For starters, those leading the Washington, DC-based organisation aren't big fans of the former Arkansas Governor's, "long record of rhetoric and actions that reveal an ideologue's agenda and a zealot's intolerance for differing opinions."
Case in point: the positions the ordained Southern Baptist minister put forth during his failed 1992 Senate campaign. During a campaign-trail interview with the Associated Press, for instance, Huckabee said allowing gays and lesbians to serve openly in the military would be a disgrace for the nation.
"I agree with the leadership of our military, who believe it is not in the best interest of the armed forces to have homosexuals serving on active duty," he said at the time.
"I believe to try to legitimise that which is inherently illegitimate would be a disgraceful act of government.
"I feel homosexuality is an aberrant, unnatural and sinful lifestyle, and we now know it can pose a dangerous public health risk."
Huckabee's past comments regarding the treatment of people infected with HIV, however, were what put People for the American Way over the edge.
"It is the first time in the history of civilization in which the carriers of a genuine plague have not been isolated from the general population," Huckabee said during the same interview.
"This deadly disease, for which there is no cure, is being treated as a civil rights issue instead of the true health crisis it represents.
"If the federal government is truly serious about doing something with the AIDS virus, we need to take steps that would isolate the carriers of this plague."

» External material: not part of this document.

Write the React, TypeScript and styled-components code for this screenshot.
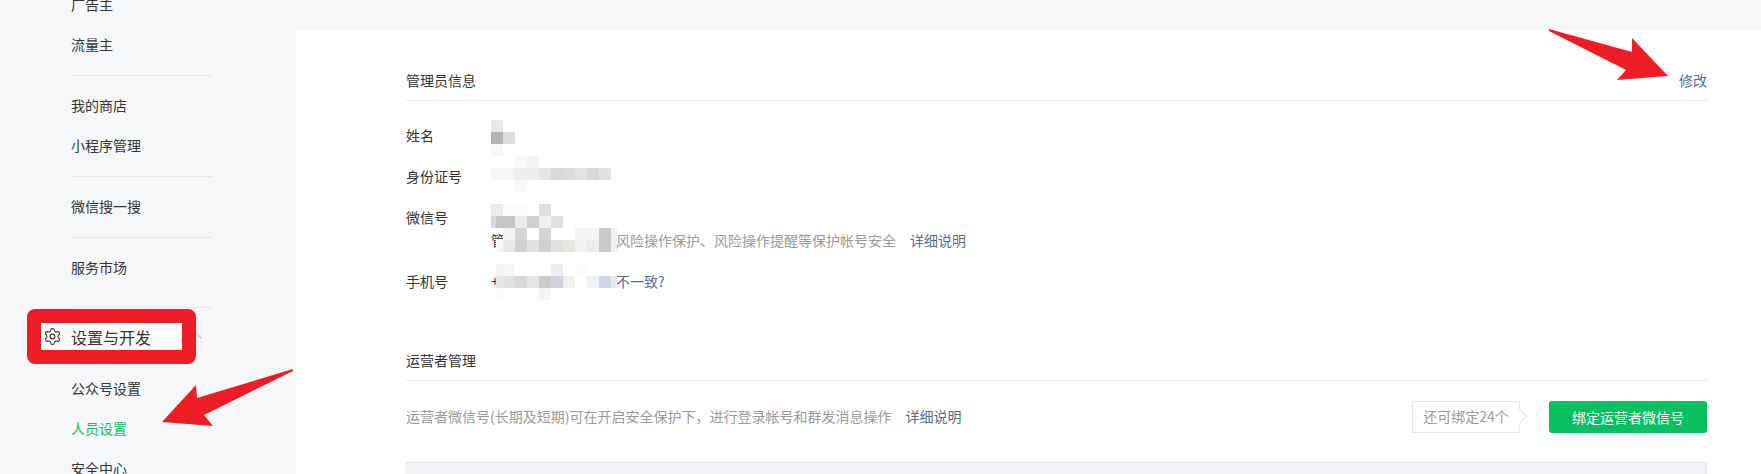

The organisation points out that "this was 1992, four years after the federal government distributed a pamphlet penned by then-Surgeon General C. Everett Koop entitled Understanding AIDS which explained that the disease could not be contacted through everyday contact.
"Huckabee likes to portray himself as a different kind of right-wing leader, one who is conservative but 'is not angry about it,'" People for the American Way said on its website yesterday.
"But judging by his past remarks, he appears far more like his right-wing allies than he would like the nation to believe."